Tenía 19 años cuando llegó a Buenos Aires para pasear unos días y terminó quedándose para siempre, porque le gustó “el movimiento, la gente, la ciudad, las oportunidades”. “Y bueno, dije ‘acá estoy, acá llegué’”, recuerda de ese momento en que a la decisión sobrevino la búsqueda de trabajo en una ciudad donde no conocía a nadie. Escribió cartas de presentación y eligió dejarlas en lugares que le llamaban la atención; la embajada británica fue uno de ellos, aunque la respuesta brilló por su ausencia.

–No me llamaban, así que dije ‘uno no puede estar de brazos cruzados’. Una persona sola, porque yo era soltero, me dije, debo conseguir con qué cubrir mis gastos en Buenos Aires. Alguien me dijo “ponete a trabajar en cualquier cosa, después las cosas se van dando, vas conociendo gente”…

Entonces recaló en una agencia de empleos, que lo ubicó como empleado de seguridad en zona norte durante tres años. Un día le explicaron que habían pasado su cv para un pedido particular, que había pasado la selección y debía concurrir a una sede diplomática. “¿Cuál es?”, preguntó. “Cuando llegues, te vas a dar cuenta”, le respondieron.

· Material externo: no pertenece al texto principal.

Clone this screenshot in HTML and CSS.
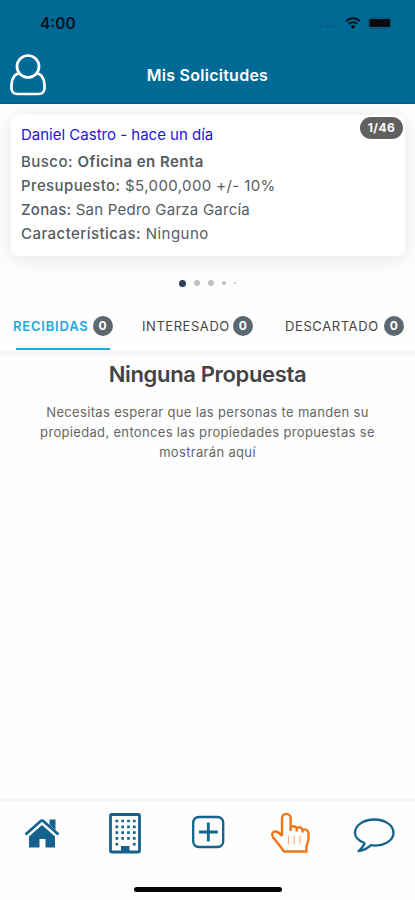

–El día que me tenía que presentar, ¡una tormeeenta! ¿Viste por Belgrano, la zona de Cabildo que se inundaba? No pude cruzar para llegar hasta acá. Yo venía de zona norte. No pude llegar. Tuve que regresar y presentarme al cuarto día, por las razones climáticas. Entonces cuando llegué acá miraba y dije “¡no puede ser! ¡no puede ser! Después de tres años que dejé la carta aquí, vuelvo acá”.

Y sin embargo era, así que pasó los siguientes dos, tres años en ese puesto. Cree que lo que pasó hasta allí y lo que vino luego no fue más que una demostración de la ley de compensaciones universal, porque “en realidad, es lo que uno siembra, lo que cosecha: me encantaba tanto la idea de trabajar acá, de poder ingresar acá, siempre lo veía desde afuera al lugar”.

–¿Qué era lo que le gustaba tanto?

– En realidad, mi vocación era poder empezar en algo para poder ingresar en una sede diplomática, y más una inglesa, porque admiraba a la realeza.

–¿Qué cosa de la realeza?

–Todas sus cosas. Sus formas, sus movimientos, la forma que ellos tienen de trabajar y cómo son en realidad. Yo decía “¿serán así como los vemos de afuera?”.

–Cuando los veía en revistas.

–Exactamente. Y se me cumplió un sueño: pude ingresar, después llegaron las realezas, Diana Spencer, el príncipe Carlos, y dije “no, no puede ser, esto ya es demasiado”.

–¿Recuerda cómo fue la primera vez que trabajó de mayordomo en un evento grande?

–Sí, fue una cena. Pero para mí la vez más importante fue cuando llegó el príncipe Carlos, que primero no sabía si participaba o no en las tareas para asistirlo a él. Entonces, obviamente se pidió previamente una autorización.

–¿A Buckingham?

–Claro. Eso viene hablado. Y el mayordomo privado de él me dijo “sé que me vas a asistir a mí”. Yo pensé que me decía asistirlo a él, ayudarle al servicio, pero entonces me dijo “no, tenés total libertad de servirle vos también al príncipe”. No lo podía creer. No recuerdo el nombre de ese mayordomo, supongo que ya se habrá jubilado. Quizá lo pueda averiguar cuando conozca el palacio de Buckingham, que es sería lo máximo para mí. Ya lo pedí a los auditores.